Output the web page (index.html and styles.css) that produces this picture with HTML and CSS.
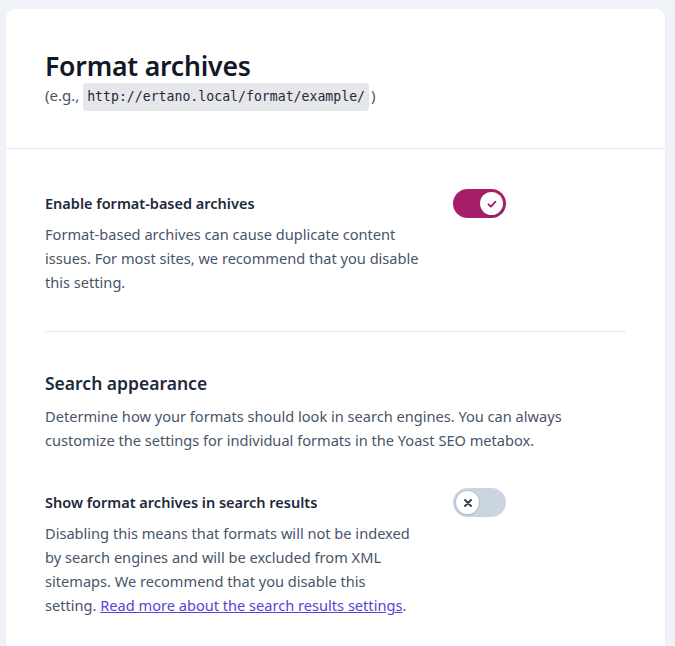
FILE: index.html
```html
<!DOCTYPE html>
<html lang="en">
<head>
<meta charset="utf-8">
<title>Format archives</title>
<link rel="stylesheet" href="styles.css">
</head>
<body>
<main class="card">
  <header class="card-header">
    <h1 class="title">Format archives</h1>
    <p class="subtitle">(e.g., <code class="code">http://ertano.local/format/example/</code>)</p>
  </header>
  <div class="card-body">
    <div class="setting">
      <div class="setting-text">
        <h3 class="setting-label">Enable format-based archives</h3>
        <p class="setting-desc">Format-based archives can cause duplicate content issues. For most sites, we recommend that you disable this setting.</p>
      </div>
      <button class="toggle toggle-on" type="button" aria-pressed="true">
        <span class="knob">
          <svg viewBox="0 0 12 12" width="12" height="12"><path d="M2.5 6.3 L4.9 8.6 L9.5 3.6" fill="none" stroke="#a61e69" stroke-width="1.8" stroke-linecap="round" stroke-linejoin="round"/></svg>
        </span>
      </button>
    </div>
    <hr class="divider">
    <section class="group">
      <h2 class="group-title">Search appearance</h2>
      <p class="group-desc">Determine how your formats should look in search engines. You can always customize the settings for individual formats in the Yoast SEO metabox.</p>
    </section>
    <div class="setting setting-second">
      <div class="setting-text">
        <h3 class="setting-label">Show format archives in search results</h3>
        <p class="setting-desc">Disabling this means that formats will not be indexed by search engines and will be excluded from XML sitemaps. We recommend that you disable this setting. <a class="link" href="#">Read more about the search results settings</a>.</p>
      </div>
      <button class="toggle toggle-off" type="button" aria-pressed="false">
        <span class="knob knob-off">
          <svg viewBox="0 0 12 12" width="12" height="12"><path d="M3 3 L9 9 M9 3 L3 9" fill="none" stroke="#334155" stroke-width="2" stroke-linecap="round"/></svg>
        </span>
      </button>
    </div>
  </div>
</main>
</body>
</html>
```
FILE: styles.css
```css
* { box-sizing: border-box; }
html, body { height: 100%; }
body {
  margin: 0;
  background: #eff2f7;
  padding: 9px 10px 0 6px;
  font-family: "Noto Sans", "Open Sans", sans-serif;
  color: #475569;
  overflow: hidden;
}
.card {
  background: #fff;
  border-radius: 9px;
  box-shadow: 0 1px 2px rgba(15, 23, 42, 0.06);
  min-height: 700px;
}
.card-header {
  height: 140px;
  padding: 42px 39px 0;
  border-bottom: 1px solid #e5e7eb;
}
.title {
  margin: 0;
  font-size: 26.6px;
  line-height: 30px;
  font-weight: 600;
  color: #111827;
  letter-spacing: -0.2px;
}
.subtitle {
  margin: 0;
  font-size: 15px;
  line-height: 28px;
  color: #4b5563;
}
.code {
  font-family: "DejaVu Sans Mono", "Liberation Mono", monospace;
  font-size: 13.2px;
  background: #e5e7eb;
  color: #1f2937;
  border-radius: 4px;
  padding: 6px 4px 7px;
  margin-right: 2px;
}
.card-body {
  padding: 43px 39px 0;
}
.setting {
  display: flex;
  align-items: flex-start;
}
.setting-text {
  width: 408px;
}
.setting-label {
  margin: 0 0 8px;
  font-size: 14.5px;
  line-height: 22px;
  font-weight: 600;
  color: #1e293b;
}
.setting-desc {
  width: 375px;
  margin: 0;
  font-size: 14.6px;
  line-height: 24px;
  color: #475569;
}
.toggle {
  margin: -3px 0 0 0;
  width: 53px;
  height: 29px;
  border: 0;
  border-radius: 15px;
  padding: 3px;
  display: flex;
  align-items: center;
  cursor: pointer;
}
.toggle-on {
  background: #a61e69;
  justify-content: flex-end;
}
.toggle-off {
  background: #cbd5e1;
  justify-content: flex-start;
}
.knob {
  width: 23px;
  height: 23px;
  border-radius: 50%;
  background: #fff;
  display: flex;
  align-items: center;
  justify-content: center;
  box-shadow: 0 1px 2px rgba(0, 0, 0, 0.12);
}
.knob-off {
  box-shadow: 0 0 0 1px rgba(148, 163, 184, 0.35), 0 1px 2px rgba(0, 0, 0, 0.12);
}
.divider {
  border: 0;
  border-top: 1px solid #e5e7eb;
  margin: 37px 0 38px;
}
.group-title {
  margin: 0 0 8px;
  font-size: 17.5px;
  line-height: 26px;
  font-weight: 600;
  color: #1e293b;
}
.group-desc {
  margin: 0;
  font-size: 14.6px;
  line-height: 24px;
  color: #475569;
}
.setting-second {
  margin-top: 39px;
}
.link {
  color: #5046d6;
  text-decoration: underline;
}
```
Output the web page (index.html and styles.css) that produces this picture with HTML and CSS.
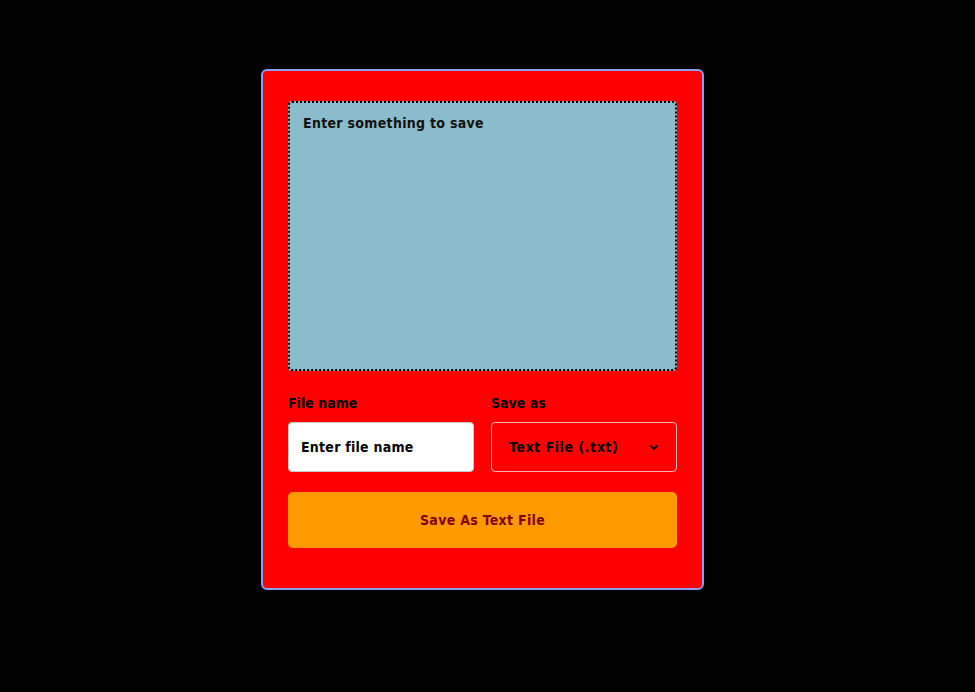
FILE: index.html
```html
<!DOCTYPE html>
<html>
<head>
<meta charset="utf-8">
<link rel="stylesheet" href="styles.css">
</head>
<body>
<div class="page">
  <div class="card">
    <textarea class="text-area" placeholder="Enter something to save"></textarea>
    <div class="row">
      <div class="field">
        <label class="label">File name</label>
        <input class="input" type="text" placeholder="Enter file name">
      </div>
      <div class="field">
        <label class="label">Save as</label>
        <div class="select">
          <span class="select-text">Text File (.txt)</span>
          <svg class="chev" width="10" height="8" viewBox="0 0 10 8"><path d="M1.5 2.5 L5 6 L8.5 2.5" fill="none" stroke="#000" stroke-width="1.8"/></svg>
        </div>
      </div>
    </div>
    <button class="btn">Save As Text File</button>
  </div>
</div>
</body>
</html>
```
FILE: styles.css
```css
html, body { margin: 0; padding: 0; background: #000; }
body { font-family: "DejaVu Sans Condensed", "DejaVu Sans", sans-serif; font-stretch: condensed; }
.page { display: flex; justify-content: center; padding: 69px 10px 0 0; }
.card {
  box-sizing: border-box;
  width: 443px; height: 521px;
  background: #ff0000;
  border: 2px solid #8c9cf0;
  border-radius: 6px;
  padding: 30px 25px;
  display: flex; flex-direction: column;
}
.text-area {
  box-sizing: border-box;
  width: 389px; height: 270px;
  background: #8bbccb;
  border: 2px dotted #000;
  border-radius: 4px;
  padding: 12px 13px;
  resize: none;
  font-family: inherit; font-stretch: condensed; font-weight: bold; font-size: 14px; letter-spacing: 0.3px;
  color: #000;
  outline: none;
}
.text-area::placeholder { color: #111; }
.row { display: flex; gap: 17px; margin-top: 24px; }
.field { flex: 1; display: flex; flex-direction: column; }
.label { font-size: 14px; font-weight: bold; letter-spacing: 0; color: #000; line-height: 16px; margin-bottom: 11px; }
.input {
  box-sizing: border-box; height: 50px; width: 100%;
  background: #fff; border: 1px solid #c8c8c8; border-radius: 4px;
  padding: 0 12px;
  font-family: inherit; font-stretch: condensed; font-weight: bold; font-size: 14px; letter-spacing: 0.25px;
  outline: none;
}
.input::placeholder { color: #000; }
.select {
  box-sizing: border-box; height: 50px;
  border: 1px solid #eab8b8; border-radius: 4px;
  display: flex; align-items: center; justify-content: space-between;
  padding: 0 17px 0 17px;
  font-weight: bold; font-size: 14px; letter-spacing: 0.55px; color: #000;
}
.select-text { white-space: nowrap; }
.chev { display: block; }
.btn {
  margin-top: 20px;
  height: 56px; width: 389px;
  background: #ff9900; border: none; border-radius: 5px;
  font-family: inherit; font-stretch: condensed; font-weight: bold; font-size: 14px; letter-spacing: 0.3px;
  color: #800000;
}
```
= = =
Problem description: Looking at the material above, count the lines containing the string "this" and reply with the count alone.

Solved exercise: 4